**The request:** Repeat every line of the listing below exactly, minus the pictures.

-*-

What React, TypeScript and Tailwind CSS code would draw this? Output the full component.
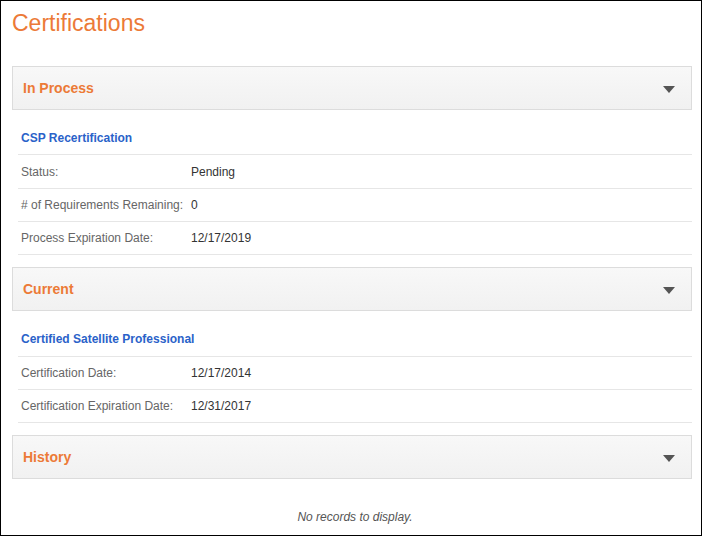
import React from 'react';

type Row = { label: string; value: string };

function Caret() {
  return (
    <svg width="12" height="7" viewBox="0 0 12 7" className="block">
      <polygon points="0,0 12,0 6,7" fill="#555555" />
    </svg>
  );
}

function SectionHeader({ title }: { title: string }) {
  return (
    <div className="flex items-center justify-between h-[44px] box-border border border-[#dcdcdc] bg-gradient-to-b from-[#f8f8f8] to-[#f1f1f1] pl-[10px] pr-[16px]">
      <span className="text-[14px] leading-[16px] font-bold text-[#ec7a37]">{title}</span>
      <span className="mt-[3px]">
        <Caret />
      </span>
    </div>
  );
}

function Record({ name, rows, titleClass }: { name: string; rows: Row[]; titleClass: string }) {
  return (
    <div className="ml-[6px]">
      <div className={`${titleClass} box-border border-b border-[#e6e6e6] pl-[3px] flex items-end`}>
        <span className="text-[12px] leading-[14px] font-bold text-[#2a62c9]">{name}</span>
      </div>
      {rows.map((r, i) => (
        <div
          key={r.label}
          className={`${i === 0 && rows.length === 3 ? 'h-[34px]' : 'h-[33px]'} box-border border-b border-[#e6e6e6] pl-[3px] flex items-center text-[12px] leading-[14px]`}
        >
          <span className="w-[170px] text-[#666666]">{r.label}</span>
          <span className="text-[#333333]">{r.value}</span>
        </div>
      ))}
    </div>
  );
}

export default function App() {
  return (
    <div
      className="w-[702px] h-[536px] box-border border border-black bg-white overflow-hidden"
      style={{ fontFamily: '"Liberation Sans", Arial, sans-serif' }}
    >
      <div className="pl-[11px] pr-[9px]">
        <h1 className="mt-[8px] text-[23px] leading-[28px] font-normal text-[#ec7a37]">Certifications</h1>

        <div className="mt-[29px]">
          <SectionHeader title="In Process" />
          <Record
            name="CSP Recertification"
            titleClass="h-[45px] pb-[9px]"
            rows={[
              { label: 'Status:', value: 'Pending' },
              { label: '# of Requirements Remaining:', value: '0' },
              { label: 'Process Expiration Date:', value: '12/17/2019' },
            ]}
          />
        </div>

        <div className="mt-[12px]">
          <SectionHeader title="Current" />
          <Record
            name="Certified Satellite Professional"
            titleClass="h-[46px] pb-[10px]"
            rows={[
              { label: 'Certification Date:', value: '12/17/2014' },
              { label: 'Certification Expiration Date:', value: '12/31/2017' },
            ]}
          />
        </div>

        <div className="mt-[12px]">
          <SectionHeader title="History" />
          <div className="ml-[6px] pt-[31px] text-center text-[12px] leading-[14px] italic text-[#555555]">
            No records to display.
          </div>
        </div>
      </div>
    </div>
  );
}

-*-

**The reply:**
What React, TypeScript and Tailwind CSS code would draw this? Output the full component.
import React from 'react';

type Row = { label: string; value: string };

function Caret() {
  return (
    <svg width="12" height="7" viewBox="0 0 12 7" className="block">
      <polygon points="0,0 12,0 6,7" fill="#555555" />
    </svg>
  );
}

function SectionHeader({ title }: { title: string }) {
  return (
    <div className="flex items-center justify-between h-[44px] box-border border border-[#dcdcdc] bg-gradient-to-b from-[#f8f8f8] to-[#f1f1f1] pl-[10px] pr-[16px]">
      <span className="text-[14px] leading-[16px] font-bold text-[#ec7a37]">{title}</span>
      <span className="mt-[3px]">
        <Caret />
      </span>
    </div>
  );
}

function Record({ name, rows, titleClass }: { name: string; rows: Row[]; titleClass: string }) {
  return (
    <div className="ml-[6px]">
      <div className={`${titleClass} box-border border-b border-[#e6e6e6] pl-[3px] flex items-end`}>
        <span className="text-[12px] leading-[14px] font-bold text-[#2a62c9]">{name}</span>
      </div>
      {rows.map((r, i) => (
        <div
          key={r.label}
          className={`${i === 0 && rows.length === 3 ? 'h-[34px]' : 'h-[33px]'} box-border border-b border-[#e6e6e6] pl-[3px] flex items-center text-[12px] leading-[14px]`}
        >
          <span className="w-[170px] text-[#666666]">{r.label}</span>
          <span className="text-[#333333]">{r.value}</span>
        </div>
      ))}
    </div>
  );
}

export default function App() {
  return (
    <div
      className="w-[702px] h-[536px] box-border border border-black bg-white overflow-hidden"
      style={{ fontFamily: '"Liberation Sans", Arial, sans-serif' }}
    >
      <div className="pl-[11px] pr-[9px]">
        <h1 className="mt-[8px] text-[23px] leading-[28px] font-normal text-[#ec7a37]">Certifications</h1>

        <div className="mt-[29px]">
          <SectionHeader title="In Process" />
          <Record
            name="CSP Recertification"
            titleClass="h-[45px] pb-[9px]"
            rows={[
              { label: 'Status:', value: 'Pending' },
              { label: '# of Requirements Remaining:', value: '0' },
              { label: 'Process Expiration Date:', value: '12/17/2019' },
            ]}
          />
        </div>

        <div className="mt-[12px]">
          <SectionHeader title="Current" />
          <Record
            name="Certified Satellite Professional"
            titleClass="h-[46px] pb-[10px]"
            rows={[
              { label: 'Certification Date:', value: '12/17/2014' },
              { label: 'Certification Expiration Date:', value: '12/31/2017' },
            ]}
          />
        </div>

        <div className="mt-[12px]">
          <SectionHeader title="History" />
          <div className="ml-[6px] pt-[31px] text-center text-[12px] leading-[14px] italic text-[#555555]">
            No records to display.
          </div>
        </div>
      </div>
    </div>
  );
}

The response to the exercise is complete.